%%

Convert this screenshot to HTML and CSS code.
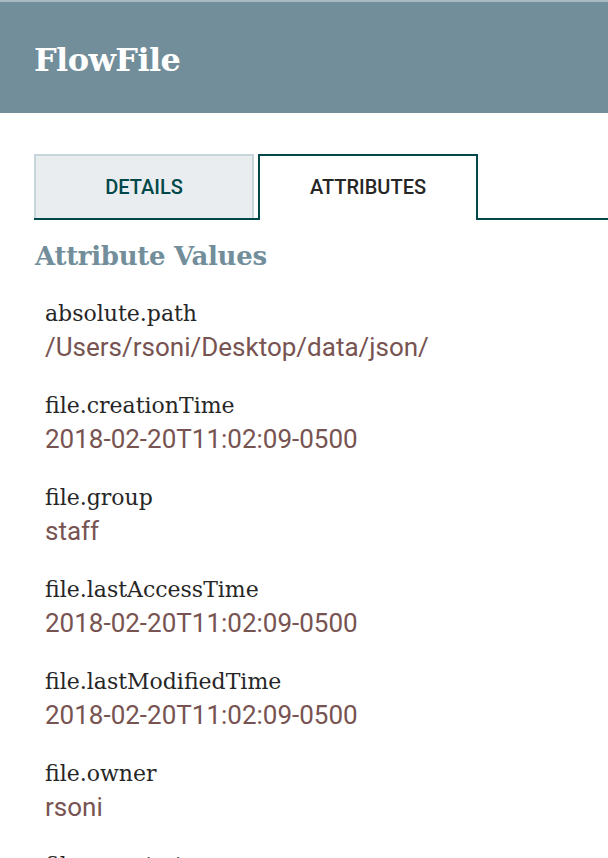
FILE: index.html
```html
<!DOCTYPE html>
<html>
<head>
<meta charset="utf-8">
<title>FlowFile</title>
<link rel="stylesheet" href="styles.css">
</head>
<body>
<header class="dialog-header">
  <h1 class="dialog-title">FlowFile</h1>
</header>
<main class="dialog-body">
  <ul class="tabs">
    <li class="tab">DETAILS</li>
    <li class="tab tab-active">ATTRIBUTES</li>
  </ul>
  <h2 class="section-title">Attribute Values</h2>
  <dl class="attr-list">
    <div class="attr">
      <dt class="attr-name">absolute.path</dt>
      <dd class="attr-value">/Users/rsoni/Desktop/data/json/</dd>
    </div>
    <div class="attr">
      <dt class="attr-name">file.creationTime</dt>
      <dd class="attr-value">2018-02-20T11:02:09-0500</dd>
    </div>
    <div class="attr">
      <dt class="attr-name">file.group</dt>
      <dd class="attr-value">staff</dd>
    </div>
    <div class="attr">
      <dt class="attr-name">file.lastAccessTime</dt>
      <dd class="attr-value">2018-02-20T11:02:09-0500</dd>
    </div>
    <div class="attr">
      <dt class="attr-name">file.lastModifiedTime</dt>
      <dd class="attr-value">2018-02-20T11:02:09-0500</dd>
    </div>
    <div class="attr">
      <dt class="attr-name">file.owner</dt>
      <dd class="attr-value">rsoni</dd>
    </div>
    <div class="attr">
      <dt class="attr-name">file.permissions</dt>
      <dd class="attr-value">rw-r--r--</dd>
    </div>
  </dl>
</main>
</body>
</html>
```

FILE: styles.css
```css
html, body {
  margin: 0;
  padding: 0;
  background: #ffffff;
  overflow: hidden;
}

body {
  width: 608px;
  height: 858px;
  font-family: Roboto, "Liberation Sans", sans-serif;
}

.dialog-header {
  box-sizing: border-box;
  height: 113px;
  border-top: 2px solid #a9b9c1;
  background: #728e9b;
  display: flex;
  align-items: center;
  padding-left: 34px;
}

.dialog-title {
  margin: 0;
  padding-top: 4px;
  font-family: "DejaVu Serif", serif;
  font-weight: bold;
  font-size: 32px;
  letter-spacing: -0.6px;
  color: #ffffff;
}

.dialog-body {
  padding: 41px 0 0 34px;
}

.tabs {
  list-style: none;
  margin: 0;
  padding: 0;
  display: flex;
  gap: 4px;
  border-bottom: 2px solid #004849;
  height: 64px;
}

.tab {
  box-sizing: border-box;
  width: 220px;
  height: 64px;
  display: flex;
  align-items: center;
  justify-content: center;
  background: #e9edf0;
  border: 2px solid #c7d6da;
  border-bottom: none;
  font-family: Roboto, sans-serif;
  font-weight: 500;
  font-size: 20px;
  color: #004849;
}

.tab-active {
  height: 66px;
  padding-bottom: 2px;
  background: #ffffff;
  border-color: #004849;
  color: #262626;
}

.section-title {
  margin: 20px 0 0 1px;
  font-family: "DejaVu Serif", serif;
  font-weight: bold;
  font-size: 26px;
  line-height: 32px;
  letter-spacing: -0.3px;
  color: #728e9b;
}

.attr-list {
  margin: 26px 0 0 11px;
  padding: 0;
}

.attr {
  margin-bottom: 28px;
}

.attr-name {
  font-family: "DejaVu Serif", serif;
  font-size: 22px;
  line-height: 32px;
  color: #262626;
}

.attr-value {
  margin: 0;
  padding-top: 2px;
  font-family: Roboto, sans-serif;
  font-size: 26px;
  line-height: 30px;
  color: #775351;
}
```
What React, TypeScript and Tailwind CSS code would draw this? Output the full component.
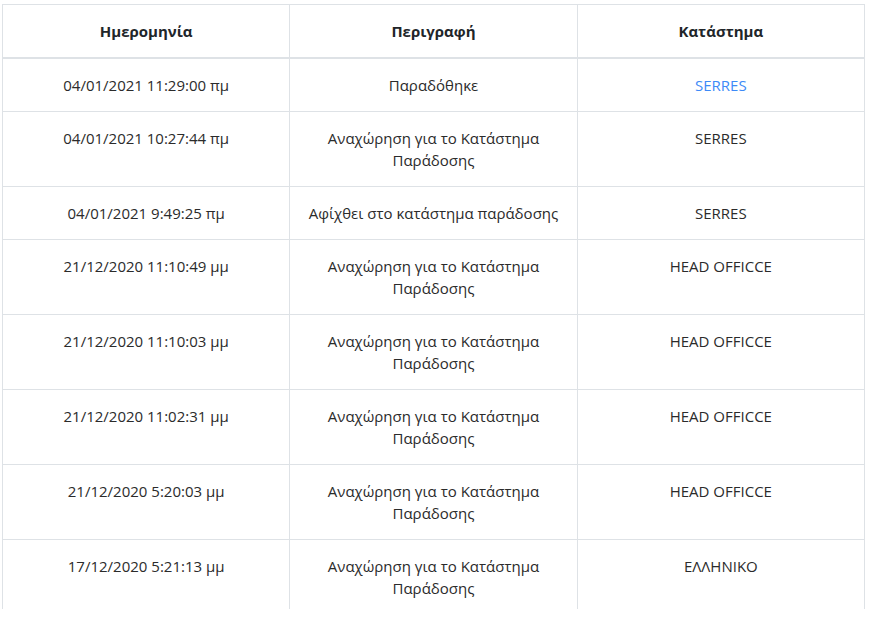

%%

◆ **YOUR OBJECTIVE**
For the listing above, give the number of lines in which the string "code" occurs, and nothing else.

◆ **SOLUTION FOR THIS EXERCISE**
2